6. Impact on Financial Statements

Income Statement Impact

Revenue Expenditure:

  • Full amount appears as expense
  • Reduces profit immediately

Capital Expenditure:

  • Only depreciation appears as expense
  • Reduces profit gradually over asset's life

Example calculation:

  • • Company buys machine for $100,000 (CapEx)
  • • Depreciated over 10 years = $10,000 annual depreciation
  • • Only $10,000 expense each year on income statement
  • • If incorrectly treated as RevEx, full $100,000 would hit Year 1 profit

Balance Sheet Impact

Capital Expenditure:

  • Increases fixed assets
  • Decreases cash (or increases liabilities if financed)
  • Asset value reduces each year through depreciation

Revenue Expenditure:

  • Decreases cash
  • No impact on assets (except inventory)

✓ Unit 3.1 Finance Introduction Summary

You should now understand that finance is the management of money and assets, performing critical functions including financial planning, raising capital, monitoring and control, reporting, investment decisions, risk management, and working capital management.
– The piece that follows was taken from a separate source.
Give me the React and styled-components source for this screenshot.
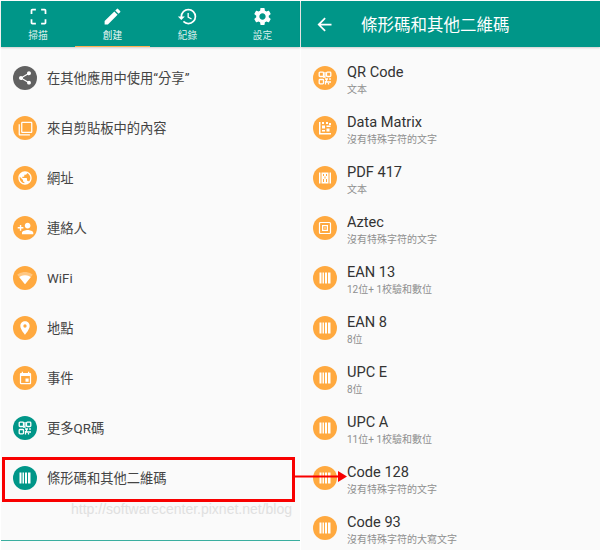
import React from 'react';
import styled, { createGlobalStyle } from 'styled-components';
import { MdCropFree, MdCreate, MdHistory, MdSettings, MdShare, MdFilterNone, MdPublic, MdPersonAdd, MdPlace, MdEvent, MdArrowBack } from 'react-icons/md';

const Global = createGlobalStyle`
  html, body { margin: 0; padding: 0; background: #fff; }
  * { box-sizing: border-box; }
`;
const TEAL = '#009688';
const ORANGE = '#ffa93f';
const FONT = `Roboto, "Noto Sans CJK TC", sans-serif`;

const Page = styled.div`
  position: relative; width: 600px; height: 550px; overflow: hidden;
  display: flex; gap: 1px; padding: 1px 0 0 1px; background: #fff; font-family: ${FONT};
`;
const Panel = styled.section`
  width: ${p => p.$w}px; flex: none; display: flex; flex-direction: column; background: #fafafa;
`;
const TabBar = styled.nav`
  height: 46px; flex: none; background: ${TEAL}; display: grid; grid-template-columns: 74px repeat(3, 75px);
  box-shadow: 0 1px 2px rgba(0,0,0,.18);
`;
const Tab = styled.div`
  display: flex; flex-direction: column; align-items: center; padding-top: 5px;
  color: rgba(255,255,255,${p => p.$active ? .95 : .86});
  border-bottom: 1.5px solid ${p => p.$active ? '#ffb04f' : 'transparent'};
  font-size: 9.7px; line-height: 13px;
  svg { font-size: 21px; display: block; margin-bottom: 2px; color: #fff; }
`;
const Menu = styled.div`flex: 1; padding-top: 6px;`;
const Row = styled.div`
  height: 50px; display: flex; align-items: center; gap: 10px; padding-left: 12px;
`;
const Circle = styled.span`
  width: 24px; height: 24px; flex: none; border-radius: 50%; background: ${p => p.$bg || ORANGE};
  color: #fff; display: flex; align-items: center; justify-content: center;
`;
const Label = styled.span`font-size: 13.3px; color: #444; line-height: 20px; padding-top: 1px;`;
const Foot = styled.div`height: 10px; flex: none; border-top: 1px solid #39ae9f; background: #fafafa;`;
const TitleBar = styled.header`
  height: 46px; flex: none; background: ${TEAL}; color: #fff; display: flex; align-items: center;
  padding-left: 13px; gap: 26px; font-size: 16.5px; box-shadow: 0 1px 2px rgba(0,0,0,.18);
  svg { font-size: 21px; flex: none; }
`;
const List = styled.div`padding-top: 6px;`;
const TextBlock = styled.div`display: flex; flex-direction: column; padding-top: 3px;`;
const Title = styled.span`font-size: 14.6px; line-height: 19px; color: #333;`;
const Sub = styled.span`font-size: 10px; line-height: 14px; margin-top: 1px; color: #8f8f8f;`;
const Highlight = styled.div`
  position: absolute; left: 2px; top: 457px; width: 293px; height: 45px; border: 3px solid #f80000;
`;
const Arrow = styled.svg`position: absolute; left: 294px; top: 467px;`;
const Mark = styled.div`
  position: absolute; left: 71px; top: 501px; font: 14px/16px "Liberation Sans", sans-serif;
  color: #e0e0e0; white-space: nowrap;
`;

const Bars = () => (
  <svg width="14" height="14" viewBox="0 0 14 14" fill="#fff">
    <rect x="1.500" y="1.500" width="2" height="11" /><rect x="4.500" y="1.500" width="1.500" height="11" />
    <rect x="7" y="1.500" width="2" height="11" /><rect x="10" y="1.500" width="2.500" height="11" />
  </svg>
);
const Qr = () => (
  <svg width="14" height="14" viewBox="0 0 14 14" fill="none" stroke="#fff" strokeWidth="1.3">
    <rect x="1.200" y="1.200" width="4.300" height="4.300" rx=".8" /><rect x="8.500" y="1.200" width="4.300" height="4.300" rx=".8" />
    <rect x="1.200" y="8.500" width="4.300" height="4.300" rx=".8" />
    <path d="M7 1v5H5M7 8h3M8.500 8.500v2.500H13M12 7v2M7.500 10v3.500M10.500 12v1.500" />
  </svg>
);
const Matrix = () => (
  <svg width="14" height="14" viewBox="0 0 14 14" fill="#fff">
    <path d="M1 1h1.500v11H13v1.500H1zM4 1h2v2H4zM8 1h2v2H8zM11 2h2v2h-2zM4 4.500h3v3H4zM8.500 4.500h4v1.500h-4zM8.500 7.500h3v3h-3zM4 9h3v1.500H4z" />
  </svg>
);
const Pdf = () => (
  <svg width="14" height="14" viewBox="0 0 14 14" fill="#fff">
    <rect x="1" y="1.500" width="1.500" height="11" /><rect x="11.500" y="1.500" width="1.500" height="11" />
    <rect x="3.500" y="1.500" width="7" height="11" />
    <path fill={ORANGE} d="M5 3h1v2H5zM8 3h1v2H8zM6.500 5.500h1v2h-1zM5 8h1v3H5zM8 8h1v3H8z" />
  </svg>
);
const Aztec = () => (
  <svg width="14" height="14" viewBox="0 0 14 14" fill="none" stroke="#fff" strokeWidth="1.2">
    <rect x="1.500" y="1.500" width="11" height="11" rx="1" /><rect x="4.600" y="4.600" width="4.800" height="4.800" /><rect x="6.400" y="6.400" width="1.200" height="1.200" fill="#fff" stroke="none" />
  </svg>
);
const Wifi = () => (
  <svg width="16" height="16" viewBox="0 0 24 24" fill="#fff">
    <path fillOpacity=".35" d="M12 21.500 23.600 7C23.100 6.600 18.600 3 12 3S.9 6.600.4 7L12 21.500z" />
    <path d="M3.500 10.800 12 21.500l8.500-10.700C20 10.400 16.800 8 12 8s-8 2.400-8.500 2.800z" />
  </svg>
);

const menu = [
  [<MdShare size={16} />, '在其他應用中使用“分享”', '#616161'],
  [<MdFilterNone size={15} />, '來自剪貼板中的內容'],
  [<MdPublic size={16} />, '網址'],
  [<MdPersonAdd size={17} />, '連絡人'],
  [<Wifi />, 'WiFi'],
  [<MdPlace size={16} />, '地點'],
  [<MdEvent size={15} />, '事件'],
  [<Qr />, '更多QR碼', TEAL],
  [<Bars />, '條形碼和其他二維碼', TEAL],
];
const codes = [
  [<Qr />, 'QR Code', '文本'],
  [<Matrix />, 'Data Matrix', '沒有特殊字符的文字'],
  [<Pdf />, 'PDF 417', '文本'],
  [<Aztec />, 'Aztec', '沒有特殊字符的文字'],
  [<Bars />, 'EAN 13', '12位+ 1校驗和數位'],
  [<Bars />, 'EAN 8', '8位'],
  [<Bars />, 'UPC E', '8位'],
  [<Bars />, 'UPC A', '11位+ 1校驗和數位'],
  [<Bars />, 'Code 128', '沒有特殊字符的文字'],
  [<Bars />, 'Code 93', '沒有特殊字符的大寫文字'],
];
const tabs = [
  [<MdCropFree />, '掃描'], [<MdCreate />, '創建', true], [<MdHistory />, '紀錄'], [<MdSettings />, '設定'],
];

export default function App() {
  return (
    <Page>
      <Global />
      <Panel $w={299}>
        <TabBar>
          {tabs.map(([icon, text, active]) => <Tab key={text} $active={active}>{icon}{text}</Tab>)}
        </TabBar>
        <Menu>
          {menu.map(([icon, text, bg]) => (
            <Row key={text}><Circle $bg={bg}>{icon}</Circle><Label>{text}</Label></Row>
          ))}
        </Menu>
        <Foot />
      </Panel>
      <Panel $w={299}>
        <TitleBar><MdArrowBack />條形碼和其他二維碼</TitleBar>
        <List>
          {codes.map(([icon, t, s]) => (
            <Row key={t}>
              <Circle>{icon}</Circle>
              <TextBlock><Title>{t}</Title><Sub>{s}</Sub></TextBlock>
            </Row>
          ))}
        </List>
      </Panel>
      <Mark>http://softwarecenter.pixnet.net/blog</Mark>
      <Highlight />
      <Arrow width="54" height="20" viewBox="0 0 54 20">
        <rect x="0" y="8.500" width="44" height="2" fill="#f80000" />
        <path d="M44 4l9 5.500-9 5.500z" fill="#f80000" />
      </Arrow>
    </Page>
  );
}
Capital expenditure (CapEx) refers to spending on fixed assets like buildings, machinery, and vehicles that provide benefits for more than one year—these appear on the balance sheet as assets and are depreciated over time. Revenue expenditure (RevEx) refers to day-to-day operating costs like wages, rent, utilities, and raw materials that are consumed within one year—these are fully expensed on the income statement immediately. Correctly distinguishing between the two is crucial for accurate financial reporting, profit calculation, tax treatment, and decision-making. Remember: CapEx creates assets with long-term benefits, while RevEx maintains current operations.